A new survey has found that Australian businesses face far more software audits than their international peers – and 87 percent of those audited received top-up bills because of licence problems…

It appears that Australian businesses are being targeted by software vendors more than their international peers; as part of an international survey of 1988 organisations 84 percent of the 160 Australian respondents report having faced a vendor-initiated software audit in the last 18-24 months. This is much higher than the overall global figure of just 63 percent.

The survey, which was conducted by IDC on behalf of Flexera, found that 98 percent of organisations audited were not compliant with the terms of their licence agreement, and 87 percent had to pay extra fees, with 65 percent reporting those fees were for $1 million or more.

Tom Canning, APAC vice president for Flexera told iStart that the problem often arose because of virtualisation which meant some organisations were not keeping proper track of their software use. “This is driving complexity from a licensing point of view.” The problem was generally accidental he said, because organisations bought say, five licences, and deployed five copies of the software but then used the “wrong hardware because of virtualisation partitioning”.

He acknowledged the problem was a cause of some significant frustration among enterprise users.

“IT is trying to do the right thing for the business.

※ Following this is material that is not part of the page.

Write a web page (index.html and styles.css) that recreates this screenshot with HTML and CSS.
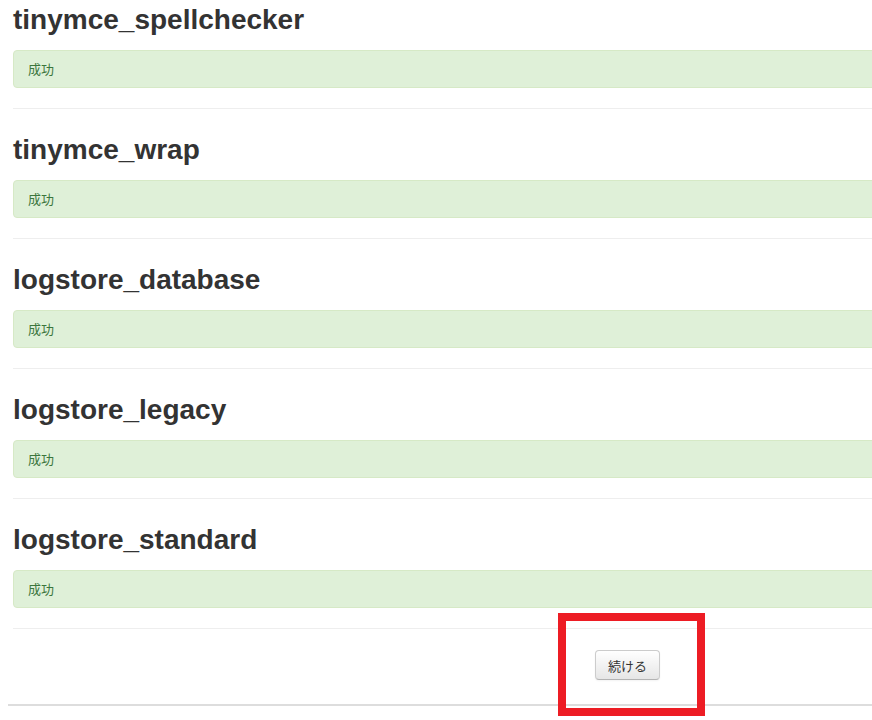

In many organisations there is an enterprise agreement and companies often think that covers you. But the reality is very different – they all have restrictions in them,” he said, adding that the restrictions in heavily negotiated enterprise contracts could be significant.

Asked why Australian companies seemed to be more of an audit target than their international peers, Canning acknowledged it could be partly due to the generally higher cost of software in Australia.
“That could be part of the problem. I don’t know the motivation, but the statistics are very clear,” he added.

Some vendors are more aggressive in their auditing practices than others. For example, Microsoft was the most frequent auditor, with 60 percent of respondents reporting that they have been audited by Microsoft within the last year. Within that same timeframe, 51 percent report having been audited by IBM, 23 percent by Oracle, 17 percent by SAP, 16 percent by Adobe, and 14 percent by Symantec.